====== Records to use ======
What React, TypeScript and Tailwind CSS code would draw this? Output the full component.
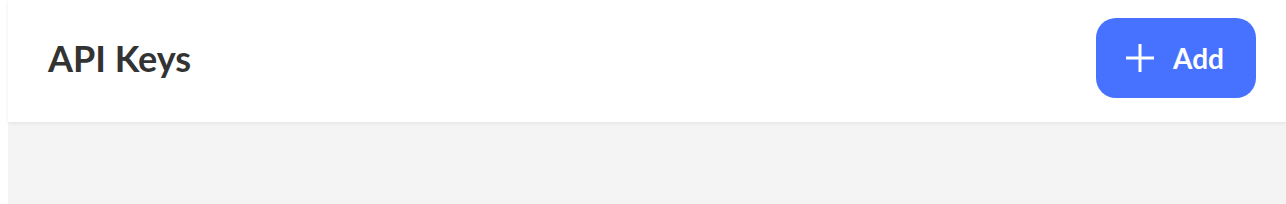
import React from "react";

export default function App() {
  return (
    <div className="flex h-[204px] w-full bg-white" style={{ fontFamily: "Lato, 'Open Sans', sans-serif" }}>
      <div className="w-2 shrink-0 bg-white" />
      <div className="flex min-w-0 flex-1 flex-col bg-[#f4f4f4]">
        <header className="relative flex h-[122px] shrink-0 items-center justify-between bg-white pb-[6px] pl-10 pr-[30px] shadow-[0_1px_4px_rgba(0,0,0,0.08)]">
          <h1 className="text-[36px] font-bold leading-none text-[#333333]">API Keys</h1>
          <button className="flex h-20 w-40 items-center justify-start gap-[19px] rounded-[20px] bg-[#4672ff] pl-[30px] text-white">
            <svg width="28" height="28" viewBox="0 0 28 28" fill="none" stroke="currentColor" strokeWidth="3">
              <path d="M14 0v28M0 14h28" />
            </svg>
            <span className="text-[28px] font-bold leading-none">Add</span>
          </button>
        </header>
      </div>
    </div>
  );
}
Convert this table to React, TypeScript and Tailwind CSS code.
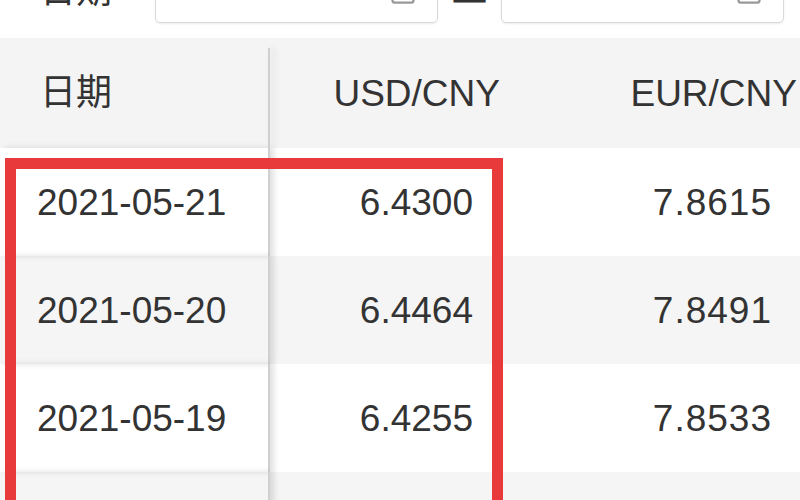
import { CalendarDays } from "lucide-react";

const rows = [
  { date: "2021-05-21", usd: "6.4300", eur: "7.8615" },
  { date: "2021-05-20", usd: "6.4464", eur: "7.8491" },
  { date: "2021-05-19", usd: "6.4255", eur: "7.8533" },
  { date: "2021-05-18", usd: "6.4280", eur: "7.8627" }
];

const font = { fontFamily: '"Liberation Sans", Arial, "Noto Sans CJK SC", sans-serif' };

export default function App() {
  return (
    <div className="relative h-[500px] w-[800px] overflow-hidden bg-white text-[#333]" style={font}>
      <FilterBar />
      <RateTable />
      {/* highlight box drawn over the first two columns */}
      <div className="pointer-events-none absolute left-[5px] top-[158px] h-[400px] w-[498px] border-[11px] border-[#e8393b]" />
    </div>
  );
}

function FilterBar() {
  return (
    <div className="h-[38px] overflow-hidden">
      <div className="-mt-[28px] flex h-[52px] items-center">
        <span className="w-[155px] pl-[40px] text-[36px] leading-none -translate-y-[7px]">日期</span>
        <DateInput />
        <span className="w-[63px] text-center text-[36px] leading-none -translate-y-[9px]">至</span>
        <DateInput />
      </div>
    </div>
  );
}

function DateInput() {
  return (
    <div className="flex h-[50px] w-[283px] items-center justify-between rounded-[5px] border border-[#d9d9d9] pl-[14px] pr-[20px] shadow-[0_1px_2px_rgba(0,0,0,0.08)]">
      <span className="text-[22px] text-[#cfcfcf] -translate-y-[7px]">2021-05-10</span>
      <CalendarDays className="h-[28px] w-[28px] -translate-y-[7px] text-[#999]" strokeWidth={2} />
    </div>
  );
}

function RateTable() {
  return (
    <div className="text-[37px] leading-none">
      <div className="flex h-[110px] items-center bg-[#f4f4f4]">
        <div className="relative flex h-full w-[270px] shrink-0 items-center pl-[40px]">
          <span className="text-[36px]">日期</span>
          <div className="absolute bottom-0 right-0 top-[10px] w-[2px] bg-[#d0d0d0] shadow-[4px_0_6px_rgba(0,0,0,0.12)]" />
        </div>
        <div className="w-[255px] shrink-0 pr-[25px] text-right">USD/CNY</div>
        <div className="w-[300px] shrink-0 pr-[28px] text-right">EUR/CNY</div>
      </div>
      {rows.map((row, i) => (
        <div
          key={row.date}
          className={`flex h-[108px] items-center ${i % 2 === 1 ? "bg-[#f5f5f5]" : "bg-white"}`}
        >
          <div className="flex h-full w-[270px] shrink-0 items-center border-r-2 border-[#d0d0d0] pl-[37px] shadow-[4px_0_6px_rgba(0,0,0,0.12)]">
            {row.date}
          </div>
          <div className="w-[255px] shrink-0 pr-[52px] text-right">{row.usd}</div>
          <div className="w-[300px] shrink-0 pr-[53px] text-right tracking-[1px]">{row.eur}</div>
        </div>
      ))}
    </div>
  );
}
======
- _What the task asks_
Nothing in the entries should change as you copy them, except that the pictures are left out.

- _The result_
What React, TypeScript and Tailwind CSS code would draw this? Output the full component.
import React from "react";

export default function App() {
  return (
    <div className="flex h-[204px] w-full bg-white" style={{ fontFamily: "Lato, 'Open Sans', sans-serif" }}>
      <div className="w-2 shrink-0 bg-white" />
      <div className="flex min-w-0 flex-1 flex-col bg-[#f4f4f4]">
        <header className="relative flex h-[122px] shrink-0 items-center justify-between bg-white pb-[6px] pl-10 pr-[30px] shadow-[0_1px_4px_rgba(0,0,0,0.08)]">
          <h1 className="text-[36px] font-bold leading-none text-[#333333]">API Keys</h1>
          <button className="flex h-20 w-40 items-center justify-start gap-[19px] rounded-[20px] bg-[#4672ff] pl-[30px] text-white">
            <svg width="28" height="28" viewBox="0 0 28 28" fill="none" stroke="currentColor" strokeWidth="3">
              <path d="M14 0v28M0 14h28" />
            </svg>
            <span className="text-[28px] font-bold leading-none">Add</span>
          </button>
        </header>
      </div>
    </div>
  );
}
Convert this table to React, TypeScript and Tailwind CSS code.
import { CalendarDays } from "lucide-react";

const rows = [
  { date: "2021-05-21", usd: "6.4300", eur: "7.8615" },
  { date: "2021-05-20", usd: "6.4464", eur: "7.8491" },
  { date: "2021-05-19", usd: "6.4255", eur: "7.8533" },
  { date: "2021-05-18", usd: "6.4280", eur: "7.8627" }
];

const font = { fontFamily: '"Liberation Sans", Arial, "Noto Sans CJK SC", sans-serif' };

export default function App() {
  return (
    <div className="relative h-[500px] w-[800px] overflow-hidden bg-white text-[#333]" style={font}>
      <FilterBar />
      <RateTable />
      {/* highlight box drawn over the first two columns */}
      <div className="pointer-events-none absolute left-[5px] top-[158px] h-[400px] w-[498px] border-[11px] border-[#e8393b]" />
    </div>
  );
}

function FilterBar() {
  return (
    <div className="h-[38px] overflow-hidden">
      <div className="-mt-[28px] flex h-[52px] items-center">
        <span className="w-[155px] pl-[40px] text-[36px] leading-none -translate-y-[7px]">日期</span>
        <DateInput />
        <span className="w-[63px] text-center text-[36px] leading-none -translate-y-[9px]">至</span>
        <DateInput />
      </div>
    </div>
  );
}

function DateInput() {
  return (
    <div className="flex h-[50px] w-[283px] items-center justify-between rounded-[5px] border border-[#d9d9d9] pl-[14px] pr-[20px] shadow-[0_1px_2px_rgba(0,0,0,0.08)]">
      <span className="text-[22px] text-[#cfcfcf] -translate-y-[7px]">2021-05-10</span>
      <CalendarDays className="h-[28px] w-[28px] -translate-y-[7px] text-[#999]" strokeWidth={2} />
    </div>
  );
}

function RateTable() {
  return (
    <div className="text-[37px] leading-none">
      <div className="flex h-[110px] items-center bg-[#f4f4f4]">
        <div className="relative flex h-full w-[270px] shrink-0 items-center pl-[40px]">
          <span className="text-[36px]">日期</span>
          <div className="absolute bottom-0 right-0 top-[10px] w-[2px] bg-[#d0d0d0] shadow-[4px_0_6px_rgba(0,0,0,0.12)]" />
        </div>
        <div className="w-[255px] shrink-0 pr-[25px] text-right">USD/CNY</div>
        <div className="w-[300px] shrink-0 pr-[28px] text-right">EUR/CNY</div>
      </div>
      {rows.map((row, i) => (
        <div
          key={row.date}
          className={`flex h-[108px] items-center ${i % 2 === 1 ? "bg-[#f5f5f5]" : "bg-white"}`}
        >
          <div className="flex h-full w-[270px] shrink-0 items-center border-r-2 border-[#d0d0d0] pl-[37px] shadow-[4px_0_6px_rgba(0,0,0,0.12)]">
            {row.date}
          </div>
          <div className="w-[255px] shrink-0 pr-[52px] text-right">{row.usd}</div>
          <div className="w-[300px] shrink-0 pr-[53px] text-right tracking-[1px]">{row.eur}</div>
        </div>
      ))}
    </div>
  );
}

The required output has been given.